The Weekly Shtikle - Koheles

Yesterday (Thursday) was the Yahrtzeit of HaRav Naftali Neuberger, zt"l of Ner Yisroel.
This shtikle is dedicated le'iluy nishmaso, Naftali ben Meir.

From the Sukkah:

Previously, we have discussed the pasuk in Koheles (10:8) "uforeitz geder yishachenu nachash," he who breaches the fence shall be bitten by a snake. The previous discussion revolved around the applicability of this pasuk to one who defies the edicts of our sages and the symbolism and relationship of the fence and the snake. As the Daf Yomi approached the end of maseches Berachos, a story related in the gemara hinted to another possible meaning to this pasuk.

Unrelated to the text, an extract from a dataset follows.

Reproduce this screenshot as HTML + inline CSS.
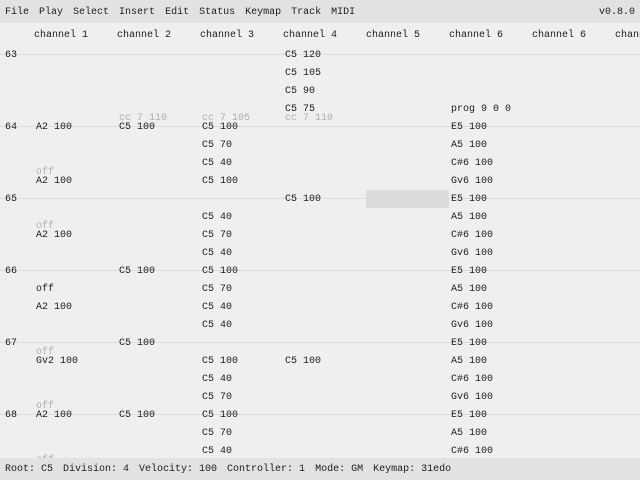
<!DOCTYPE html>
<html><head><meta charset="utf-8"><style>
*{margin:0;padding:0;box-sizing:border-box}
body{width:640px;height:480px;overflow:hidden;background:#efefef;font-family:"Liberation Mono",monospace;font-size:10px;color:#1c1c1c;position:relative}
.t{position:absolute;line-height:12px;white-space:pre;margin-top:2px}
.t span{margin-right:10px}
.f{color:#b0b0b0}
.l{position:absolute;left:0;width:640px;height:1px;background:#dcdcdc}
#menu{position:absolute;left:0;top:0;width:640px;height:23px;background:#e2e2e2}
#status{position:absolute;left:0;top:458px;width:640px;height:22px;background:#e2e2e2}
</style></head><body>
<div id="menu"></div>
<div class="t" style="left:5px;top:5px"><span>File</span><span>Play</span><span>Select</span><span>Insert</span><span>Edit</span><span>Status</span><span>Keymap</span><span>Track</span><span>MIDI</span></div>
<div class="t" style="left:599px;top:5px">v0.8.0</div>
<div class="t" style="left:34px;top:28px">channel 1</div>
<div class="t" style="left:117px;top:28px">channel 2</div>
<div class="t" style="left:200px;top:28px">channel 3</div>
<div class="t" style="left:283px;top:28px">channel 4</div>
<div class="t" style="left:366px;top:28px">channel 5</div>
<div class="t" style="left:449px;top:28px">channel 6</div>
<div class="t" style="left:532px;top:28px">channel 6</div>
<div class="t" style="left:615px;top:28px">channel 7</div>
<div style="position:absolute;left:366px;top:190px;width:83px;height:18px;background:#dcdcdc"></div>
<div class="l" style="top:54px"></div><div class="l" style="top:126px"></div><div class="l" style="top:198px"></div><div class="l" style="top:270px"></div><div class="l" style="top:342px"></div><div class="l" style="top:414px"></div>
<div class="t" style="left:5px;top:48px">63</div>
<div class="t" style="left:5px;top:120px">64</div>
<div class="t" style="left:5px;top:192px">65</div>
<div class="t" style="left:5px;top:264px">66</div>
<div class="t" style="left:5px;top:336px">67</div>
<div class="t" style="left:5px;top:408px">68</div>
<!-- col1 -->
<div class="t" style="left:36px;top:120px">A2 100</div>
<div class="t f" style="left:36px;top:165px">off</div>
<div class="t" style="left:36px;top:174px">A2 100</div>
<div class="t f" style="left:36px;top:219px">off</div>
<div class="t" style="left:36px;top:228px">A2 100</div>
<div class="t" style="left:36px;top:282px">off</div>
<div class="t" style="left:36px;top:300px">A2 100</div>
<div class="t f" style="left:36px;top:345px">off</div>
<div class="t" style="left:36px;top:354px">Gv2 100</div>
<div class="t f" style="left:36px;top:399px">off</div>
<div class="t" style="left:36px;top:408px">A2 100</div>
<div class="t f" style="left:36px;top:453px">off</div>
<!-- col2 -->
<div class="t f" style="left:119px;top:111px">cc 7 110</div>
<div class="t" style="left:119px;top:120px">C5 100</div>
<div class="t" style="left:119px;top:264px">C5 100</div>
<div class="t" style="left:119px;top:336px">C5 100</div>
<div class="t" style="left:119px;top:408px">C5 100</div>
<!-- col3 -->
<div class="t f" style="left:202px;top:111px">cc 7 105</div>
<div class="t" style="left:202px;top:120px">C5 100</div>
<div class="t" style="left:202px;top:138px">C5 70</div>
<div class="t" style="left:202px;top:156px">C5 40</div>
<div class="t" style="left:202px;top:174px">C5 100</div>
<div class="t" style="left:202px;top:210px">C5 40</div>
<div class="t" style="left:202px;top:228px">C5 70</div>
<div class="t" style="left:202px;top:246px">C5 40</div>
<div class="t" style="left:202px;top:264px">C5 100</div>
<div class="t" style="left:202px;top:282px">C5 70</div>
<div class="t" style="left:202px;top:300px">C5 40</div>
<div class="t" style="left:202px;top:318px">C5 40</div>
<div class="t" style="left:202px;top:354px">C5 100</div>
<div class="t" style="left:202px;top:372px">C5 40</div>
<div class="t" style="left:202px;top:390px">C5 70</div>
<div class="t" style="left:202px;top:408px">C5 100</div>
<div class="t" style="left:202px;top:426px">C5 70</div>
<div class="t" style="left:202px;top:444px">C5 40</div>
<!-- col4 -->
<div class="t" style="left:285px;top:48px">C5 120</div>
<div class="t" style="left:285px;top:66px">C5 105</div>
<div class="t" style="left:285px;top:84px">C5 90</div>
<div class="t" style="left:285px;top:102px">C5 75</div>
<div class="t f" style="left:285px;top:111px">cc 7 110</div>
<div class="t" style="left:285px;top:192px">C5 100</div>
<div class="t" style="left:285px;top:354px">C5 100</div>
<!-- col6 -->
<div class="t" style="left:451px;top:102px">prog 9 0 0</div>
<div class="t" style="left:451px;top:120px">E5 100</div>
<div class="t" style="left:451px;top:138px">A5 100</div>
<div class="t" style="left:451px;top:156px">C#6 100</div>
<div class="t" style="left:451px;top:174px">Gv6 100</div>
<div class="t" style="left:451px;top:192px">E5 100</div>
<div class="t" style="left:451px;top:210px">A5 100</div>
<div class="t" style="left:451px;top:228px">C#6 100</div>
<div class="t" style="left:451px;top:246px">Gv6 100</div>
<div class="t" style="left:451px;top:264px">E5 100</div>
<div class="t" style="left:451px;top:282px">A5 100</div>
<div class="t" style="left:451px;top:300px">C#6 100</div>
<div class="t" style="left:451px;top:318px">Gv6 100</div>
<div class="t" style="left:451px;top:336px">E5 100</div>
<div class="t" style="left:451px;top:354px">A5 100</div>
<div class="t" style="left:451px;top:372px">C#6 100</div>
<div class="t" style="left:451px;top:390px">Gv6 100</div>
<div class="t" style="left:451px;top:408px">E5 100</div>
<div class="t" style="left:451px;top:426px">A5 100</div>
<div class="t" style="left:451px;top:444px">C#6 100</div>
<div id="status"></div>
<div class="t" style="left:5px;top:462px"><span>Root: C5</span><span>Division: 4</span><span>Velocity: 100</span><span>Controller: 1</span><span>Mode: GM</span><span>Keymap: 31edo</span></div>
</body></html>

The gemara  tells of of Chanina, the nephew of R' Yehoshua who was declaring leap years and arranging the months even after having moved away from Eretz Yisroel. This is a practice which may only be done in Eretz Yisroel, so long as there is someone there who is worthy of that task. Two sages were sent from Eretz Yisroel to convince Chanina to cease and desist. They were originally greeted with much respect and Chanina declared their greatness to the masses. When the sages began to act in an antagonist manner, Chanina sought to denigrate them and declared publicly that they are empty and worthless. But they retorted that "you have built, and you cannot destroy; you have built a fence and you cannot break it down." The meaning of this statement was that Chanina could not retract his original endorsement of the sages.

We see from the statement made by the two sages that a fence may be used as a metaphor for one's reputation. The "poreitz geder," therefore, is one who seeks to disparage and demean his friend through Leshon Hara. Each and every Jew has his own inherent greatness in one form or another. From the simplest of men to the greatest of Roshei Yeshivah, each has his fence. The speaker of Leshon Hara seeks to tear down that fence. Three pesukim later, a snake is compared to a "ba'al halashon." The gemara (Erchin 15b) explains how one who speaks Leshon Hara is compared to a snake which derives no benefit from attacking prey. Perhaps we can understand the earlier pasuk to suggest that the very individual who breaches the fence is indeed himself the biting snake. 

Perhaps it would be fitting to end of this shtikle, based on the above andin light of yesterday's siyum of maseches Berachos, by pointing out that HaShem is referred to, in the gemara Berachose 46b, as "goder pirtzos b'Yisroel," He who fences the breaches of Israel. May HaShem repair all of our fences and may we all merit to celebrate next Sukkos in Yerushalayim.

Have a good Shabbos. Moadim l'Simchah!